Puis, sur le conseil de Du Paty, il avait entendu les témoins à charge, Fabre et D’Aboville[2], qui racontèrent leur rôle à l’origine de l’affaire, et les camarades de l’État-Major. Chacun dit ce qu’il avait vu ou cru voir, entendu ou cru entendre, mille choses qui n’avaient aucun rapport ni ensemble ni avec l’accusation, — tous sincères, les uns dans leur superposition de mémoire, les autres dans leur haine.
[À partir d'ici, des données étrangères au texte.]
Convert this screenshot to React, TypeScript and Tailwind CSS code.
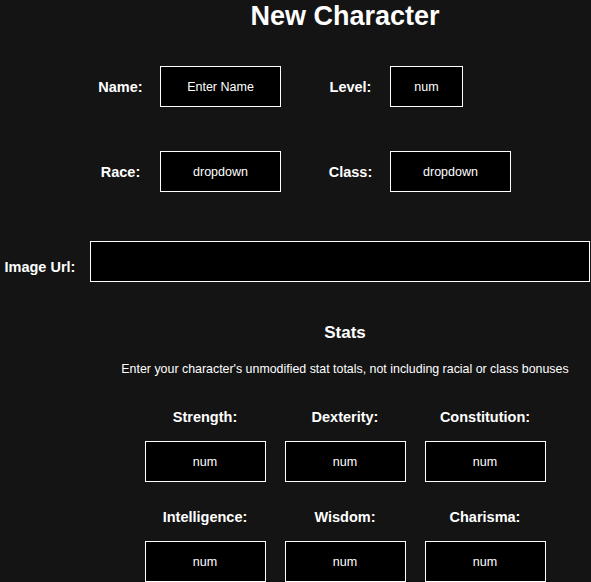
import React from "react";

const box =
  "h-[41px] border border-white bg-black text-center text-[12.5px] text-white placeholder:text-white outline-none font-['Liberation_Sans',Arial,sans-serif]";

function Field({ label, ph, w }: { label: string; ph: string; w: string }) {
  return (
    <>
      <label className="w-[79px] text-center text-[14.5px] font-bold leading-[16px]">{label}</label>
      <input readOnly placeholder={ph} className={`${box} ${w}`} />
    </>
  );
}

function Stat({ label }: { label: string }) {
  return (
    <div className="flex flex-col items-center">
      <label className="text-[14.5px] font-bold leading-[16px] whitespace-nowrap">{label}</label>
      <input readOnly placeholder="num" className={`${box} w-[121px] mt-[16px]`} />
    </div>
  );
}

export default function App() {
  return (
    <div className="w-[591px] h-[582px] overflow-hidden bg-[#141414] text-white font-['Liberation_Sans',Arial,sans-serif]">
      <div className="w-[690px] flex flex-col">
        <h1 className="pt-px text-center text-[27px] font-bold leading-[30px]">New Character</h1>

        <div className="mt-[35px] flex items-center pl-[81px]">
          <Field label="Name:" ph="Enter Name" w="w-[121px]" />
          <div className="w-[30px]" />
          <Field label="Level:" ph="num" w="w-[73px]" />
        </div>

        <div className="mt-[44px] flex items-center pl-[81px]">
          <Field label="Race:" ph="dropdown" w="w-[121px]" />
          <div className="w-[30px]" />
          <Field label="Class:" ph="dropdown" w="w-[121px]" />
        </div>

        <div className="mt-[49px] flex items-center">
          <label className="mt-[10px] w-[80px] text-center text-[14.5px] font-bold leading-[16px]">Image Url:</label>
          <input readOnly className={`${box} w-[500px] ml-[10px]`} />
        </div>

        <h2 className="mt-[41px] text-center text-[17px] font-bold leading-[20px]">Stats</h2>
        <p className="mt-[19px] text-center text-[12.4px] leading-[14px]">
          Enter your character's unmodified stat totals, not including racial or class bonuses
        </p>

        <div className="mt-[33px] mx-auto grid grid-cols-[121px_121px_121px] gap-x-[19px] gap-y-[27px]">
          <Stat label="Strength:" />
          <Stat label="Dexterity:" />
          <Stat label="Constitution:" />
          <Stat label="Intelligence:" />
          <Stat label="Wisdom:" />
          <Stat label="Charisma:" />
        </div>
      </div>
    </div>
  );
}
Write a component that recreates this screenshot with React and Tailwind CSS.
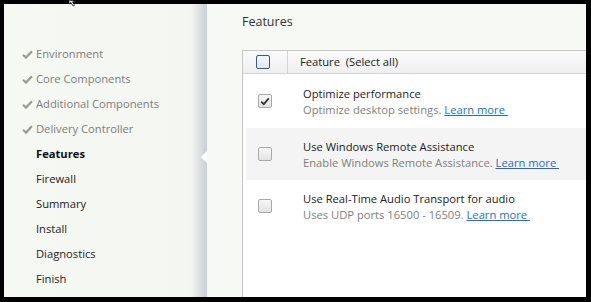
import React from 'react';

const STEPS = [
    { label: 'Environment', done: true },
    { label: 'Core Components', done: true },
    { label: 'Additional Components', done: true },
    { label: 'Delivery Controller', done: true },
    { label: 'Features', current: true },
    { label: 'Firewall' },
    { label: 'Summary' },
    { label: 'Install' },
    { label: 'Diagnostics' },
    { label: 'Finish' },
];

const FEATURES = [
    { title: 'Optimize performance', desc: 'Optimize desktop settings.', checked: true },
    { title: 'Use Windows Remote Assistance', desc: 'Enable Windows Remote Assistance.', checked: false, shaded: true },
    { title: 'Use Real-Time Audio Transport for audio', desc: 'Uses UDP ports 16500 - 16509.', checked: false },
];

const Check = () => (
    <svg width="11" height="9" viewBox="0 0 11 9" className="mr-[3px] shrink-0">
        <path d="M1 4.8 L4 7.6 L10 1.2" fill="none" stroke="#9a9a9a" strokeWidth="2.2" />
    </svg>
);

const Box = ({ checked, blue }) => (
    <div
        className={
            'w-[14px] h-[14px] rounded-[2px] border flex items-center justify-center ' +
            (blue
                ? 'border-[#2b5e9e] bg-gradient-to-b from-[#f4f7fb] to-[#e2e9f2]'
                : 'border-[#a9a9a9] bg-gradient-to-b from-[#f7f7f7] to-[#e3e3e3]')
        }
    >
        {checked && (
            <svg width="10" height="9" viewBox="0 0 10 9">
                <path d="M1.2 4.6 L3.8 7.2 L8.8 1.4" fill="none" stroke="#333" strokeWidth="1.8" />
            </svg>
        )}
    </div>
);

const App = () => {
    return (
        <div
            className="relative w-[591px] h-[302px] bg-black pt-[4px] pl-[4px] pr-[5px] pb-[5px] overflow-hidden"
            style={{ fontFamily: '"Open Sans", "Noto Sans", sans-serif' }}
        >
            {/* mouse pointer peeking from the top */}
            <svg className="absolute left-[68px] top-0 z-10" width="10" height="7" viewBox="0 0 10 7">
                <path d="M1 0 L1 4 L3 2.5 L5 6 L6.5 5.3 L4.6 2 L7.5 1.6 Z" fill="#fff" stroke="#222" strokeWidth="0.8" />
            </svg>

            <div className="flex h-full w-full">
                {/* Step list */}
                <div className="relative w-[203px] h-full bg-gradient-to-r from-[#f6f8f2] via-[#f4f6f2] via-[92%] to-[#c9ced6] pt-[38px] pl-[18px]">
                    {STEPS.map((s) => (
                        <div key={s.label} className="h-[25px] flex items-center text-[11.2px]">
                            {s.done ? <Check /> : <span className="w-[14px] shrink-0" />}
                            <span
                                className={
                                    s.done
                                        ? 'text-[#7d7d7d]'
                                        : s.current
                                        ? 'text-[#111] font-bold'
                                        : 'text-[#222]'
                                }
                            >
                                {s.label}
                            </span>
                        </div>
                    ))}
                    <div className="absolute right-0 top-[147px] w-0 h-0 border-y-[6px] border-y-transparent border-r-[6px] border-r-white" />
                </div>

                {/* Content */}
                <div className="flex-1 h-full bg-[#f7f9f4] flex flex-col overflow-hidden">
                    <div className="h-[46px] pl-[35px] pt-[9px] text-[12.5px] text-[#333]">Features</div>
                    <div className="flex-1 ml-[35px] border-l border-t border-[#c6c6c6] bg-white w-[400px]">
                        <div className="h-[23px] flex border-b border-[#d4d4d4] bg-gradient-to-b from-[#fbfbfb] to-[#efefef]">
                            <div className="w-[45px] flex items-center justify-center pr-[4px] border-r border-[#d4d4d4]">
                                <Box blue />
                            </div>
                            <div className="pl-[12px] flex items-center text-[11.2px] text-[#222]">
                                Feature&nbsp;&nbsp;(Select all)
                            </div>
                        </div>
                        {FEATURES.map((f, i) => (
                            <div
                                key={f.title}
                                className={
                                    'flex ml-[3px] ' +
                                    (i === 0 ? 'h-[54px] ' : 'h-[52px] ') +
                                    (f.shaded ? 'bg-[#f4f4f4]' : 'bg-white')
                                }
                            >
                                <div className="w-[42px] flex items-center justify-center pr-[4px]">
                                    <Box checked={f.checked} />
                                </div>
                                <div className="pl-[15px] pt-[1px] flex flex-col justify-center text-[11.2px] leading-[16px]">
                                    <div className="text-[#222]">{f.title}</div>
                                    <div className="text-[#808080]">
                                        {f.desc}{' '}
                                        <span className="text-[#1e6fd0] underline">Learn more&nbsp;</span>
                                    </div>
                                </div>
                            </div>
                        ))}
                    </div>
                </div>
            </div>
        </div>
    );
};

export default App;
Gendron, ayant fréquenté chez Mme Déry, « Hongroise qui parlait allemand », a su de son amant, un ancien officier, qu’elle connaissait Dreyfus. L’amant la prenait pour « une femme du monde » ; Gendron trouvait que « ni son âge ni sa beauté ne justifiaient le confortable de ses toilettes ». Bertin, « sans avoir demandé » l’accusé, l’a eu dans son service : « Après avoir semblé apporter le plus grand intérêt à l’étude du réseau de l’Est, Dreyfus avait montré une extrême nonchalance pour traiter les questions du service courant[3]. » Boullenger « a constaté que Dreyfus connaissait parfaitement le service du quatrième bureau », le même où Bertin accusait sa négligence, mais le capitaine « lui avait posé des questions auxquelles il n’avait pas pu répondre, malgré les relations de camaraderie ». Besse juge ainsi le prisonnier : « Caractère vantard et très assuré » ; Dreyfus lui a demandé, de la part d’un officier, dont il a oublié le nom, la liste des quais mili-

  1. 5 novembre.
  2. Toutes ces dépositions sont reproduites au tome II de l’enquête de la Cour de cassation, p. 30 et suiv.
  3. « Quand je suis arrivé au 4e bureau, il n’y avait rien à faire… Le service courant était tellement nul qu’on dut donner aux stagiaires un travail fictif de transport. » (Notes manuscrites de Dreyfus, dossier de 1894.)